EUROPEAN-STYLE OPTIONS BASICS
Plain English
Picture a hotel reservation that is prepaid and non-refundable until check-in night. You can transfer (sell) the reservation to someone else before that night, but the front desk won't give anyone a room key early — check-in is exactly 4 PM on the reservation date, no exceptions. A European-style option works the same way: the right to receive the payoff activates only at the moment of expiration. No early exercise, no early assignment, and settlement is almost always in cash.
Going deeper
A European-style option can only be exercised at expiration (t = T), not before. Most broad-based US index options — SPX, NDX, RUT, VIX — are European-style. Because early exercise is impossible, sellers face no assignment risk before expiration, which simplifies risk management. These options settle in cash: no shares change hands. Instead, the difference between the settlement price (determined by the Special Opening Quotation, or SOQ, on expiration morning) and the strike price is credited or debited. The SOQ is derived from the actual opening trade prices of the index components, not the opening index value — this matters when stocks in the index open at very different times. European-style options are priced using the Black-Scholes model without adjustment for early exercise, making them theoretically simpler to value.
Examples
Cash Settlement on SPX
You are long one SPX 4500 call. SPX closes at 4,510 on expiration Thursday. The SOQ is calculated Friday morning at 4,522. Your call settles for ($4,522 − $4,500) × 100 = $2,200 in cash, deposited directly in your account.

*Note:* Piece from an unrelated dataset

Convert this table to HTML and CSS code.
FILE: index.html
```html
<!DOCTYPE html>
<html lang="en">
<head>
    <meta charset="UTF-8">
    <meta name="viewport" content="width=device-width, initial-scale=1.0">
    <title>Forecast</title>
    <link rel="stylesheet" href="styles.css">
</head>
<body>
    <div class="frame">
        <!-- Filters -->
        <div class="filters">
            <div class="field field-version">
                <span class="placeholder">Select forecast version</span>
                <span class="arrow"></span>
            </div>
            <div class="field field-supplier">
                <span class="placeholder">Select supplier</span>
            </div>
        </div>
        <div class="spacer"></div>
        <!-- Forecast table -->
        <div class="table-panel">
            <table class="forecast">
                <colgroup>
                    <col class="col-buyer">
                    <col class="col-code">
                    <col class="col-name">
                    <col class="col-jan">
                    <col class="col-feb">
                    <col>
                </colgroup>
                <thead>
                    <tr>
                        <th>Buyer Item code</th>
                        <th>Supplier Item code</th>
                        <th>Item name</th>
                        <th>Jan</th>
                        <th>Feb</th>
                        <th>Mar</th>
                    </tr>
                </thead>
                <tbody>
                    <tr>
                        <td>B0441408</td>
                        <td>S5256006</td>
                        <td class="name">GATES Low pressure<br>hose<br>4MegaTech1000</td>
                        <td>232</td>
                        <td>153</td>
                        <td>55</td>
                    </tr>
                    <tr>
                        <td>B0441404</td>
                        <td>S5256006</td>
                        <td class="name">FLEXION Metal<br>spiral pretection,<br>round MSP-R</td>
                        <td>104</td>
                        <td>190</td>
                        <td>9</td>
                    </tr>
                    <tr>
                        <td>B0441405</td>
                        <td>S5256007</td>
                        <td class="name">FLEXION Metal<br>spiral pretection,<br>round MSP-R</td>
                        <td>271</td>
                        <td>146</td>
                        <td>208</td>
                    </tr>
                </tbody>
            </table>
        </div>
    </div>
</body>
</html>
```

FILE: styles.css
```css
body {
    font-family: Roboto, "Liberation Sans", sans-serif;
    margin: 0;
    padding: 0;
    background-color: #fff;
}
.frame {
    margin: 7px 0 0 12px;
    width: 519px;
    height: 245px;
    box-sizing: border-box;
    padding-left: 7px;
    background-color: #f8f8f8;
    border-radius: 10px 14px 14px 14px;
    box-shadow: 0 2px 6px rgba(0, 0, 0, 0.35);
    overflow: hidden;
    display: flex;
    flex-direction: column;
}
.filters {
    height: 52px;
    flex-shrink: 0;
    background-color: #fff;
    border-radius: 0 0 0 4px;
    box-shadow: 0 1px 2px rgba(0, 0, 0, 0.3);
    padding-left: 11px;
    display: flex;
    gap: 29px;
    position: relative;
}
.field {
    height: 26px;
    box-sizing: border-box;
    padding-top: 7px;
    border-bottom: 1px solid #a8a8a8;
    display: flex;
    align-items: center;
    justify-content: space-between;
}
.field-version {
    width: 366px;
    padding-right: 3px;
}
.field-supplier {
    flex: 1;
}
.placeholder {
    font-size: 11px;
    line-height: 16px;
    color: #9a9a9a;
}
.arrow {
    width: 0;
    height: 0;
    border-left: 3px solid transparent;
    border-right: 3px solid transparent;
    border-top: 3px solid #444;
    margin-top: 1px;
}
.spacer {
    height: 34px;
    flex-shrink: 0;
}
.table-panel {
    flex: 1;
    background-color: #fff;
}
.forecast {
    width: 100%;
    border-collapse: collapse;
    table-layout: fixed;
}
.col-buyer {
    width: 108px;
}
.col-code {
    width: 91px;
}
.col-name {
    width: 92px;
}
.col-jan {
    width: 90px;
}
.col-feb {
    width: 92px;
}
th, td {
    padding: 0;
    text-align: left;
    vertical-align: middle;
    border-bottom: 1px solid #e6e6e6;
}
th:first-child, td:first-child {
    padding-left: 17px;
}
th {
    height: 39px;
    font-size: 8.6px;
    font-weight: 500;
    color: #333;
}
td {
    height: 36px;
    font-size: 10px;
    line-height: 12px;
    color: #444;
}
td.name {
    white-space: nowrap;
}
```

You never have to buy or sell shares.
No Early Assignment Risk
You sell one SPX 4600 call for $8.00 as part of a bear call spread. SPX rallies to 4,620 three weeks before expiration. Unlike AAPL options, you cannot be assigned early — you hold the short until expiration or until you buy it back. This predictability lets you manage the spread without surprise overnight deliveries.
SPX vs SPY — Which Style?
SPY (the ETF) options are American-style and settle in shares. SPX (the index) options are European-style and settle in cash. A $10-wide SPY bear call spread can be assigned early on the short leg if it goes deep ITM near a dividend. The equivalent SPX spread cannot be assigned early — a key reason some traders prefer SPX for high-probability spreads.